My thesaurus describes elegance as “characterised by refined grace”, from elegans, “fine, choice, tasteful”. I find that’s not enough; too mechanical and clinical. There is something ineffable about elegance, something organic and somehow mobile, with an energy all of its own.
Elegance, for me, is the sweep of a Japanese Calligrapher’s brush or the shape of a Spitfire’s wing, the arc of a fly fishing line expertly cast and the way that the stand of Beech trees at the top of the garden bend in the wind.
Elegance in an artefact is the fingerprint of the essence of the artist who created it and signals the relationship between them. Elegance is intimate. Elegance is evoked, not designed. It can be invited but not instructed.
Elegance cannot be scaled, and I think it is inimitable with constructs such as business plans and scale.

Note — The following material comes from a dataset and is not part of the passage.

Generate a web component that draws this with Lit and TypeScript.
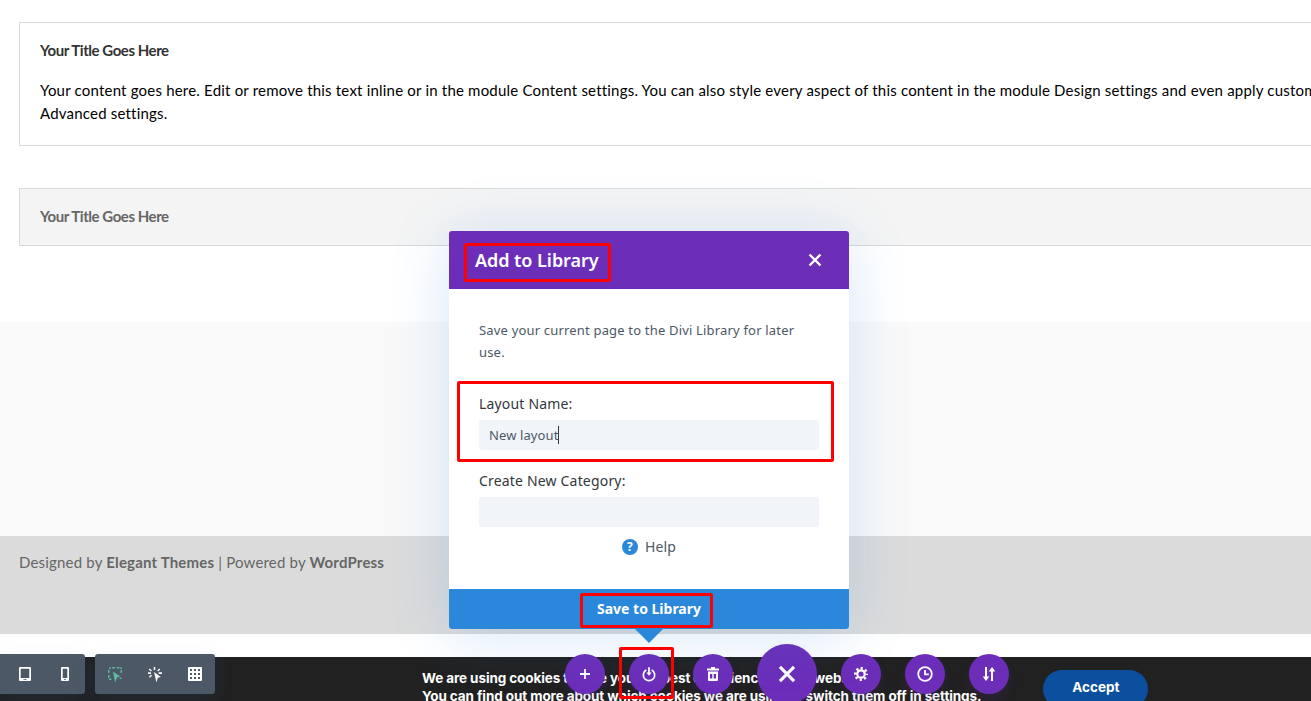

Head office is where elegance goes to die.
Elegance has something of the Fairy about it - it can only be named by other fairies, and being named by humans causes it to die.
Writing, painting, sculpture can be elegant, as can a manifesto, something that Yanis Varoufakis describes as:
“…speaking to our heart like a poem…infecting the mind with images and ideas that are dazzlingly new…opening our eyes to the bewildering, disturbing, exciting changes, pregnant with possibility happening around us and making us feel hopelessly inadequate for not having recognised these truths ourselves, and making us recognise ourselves as petty accomplices in maintaining the status quo…”
Perhaps the most important insight has been that I recognise the seeds of all these qualities, waiting to grow and blossom in those I see as New Artisans, whatever their craft. They just need care and attention.
So, yes, I believe New Artisans can be elegant, provided we make room for it and welcome it in.
I’d like New Artisans to be an elegant space, one where we can go for a while to escape the noise, spend time with those we trust, and allow the elegance of our individual ideas and enterprises to be revealed.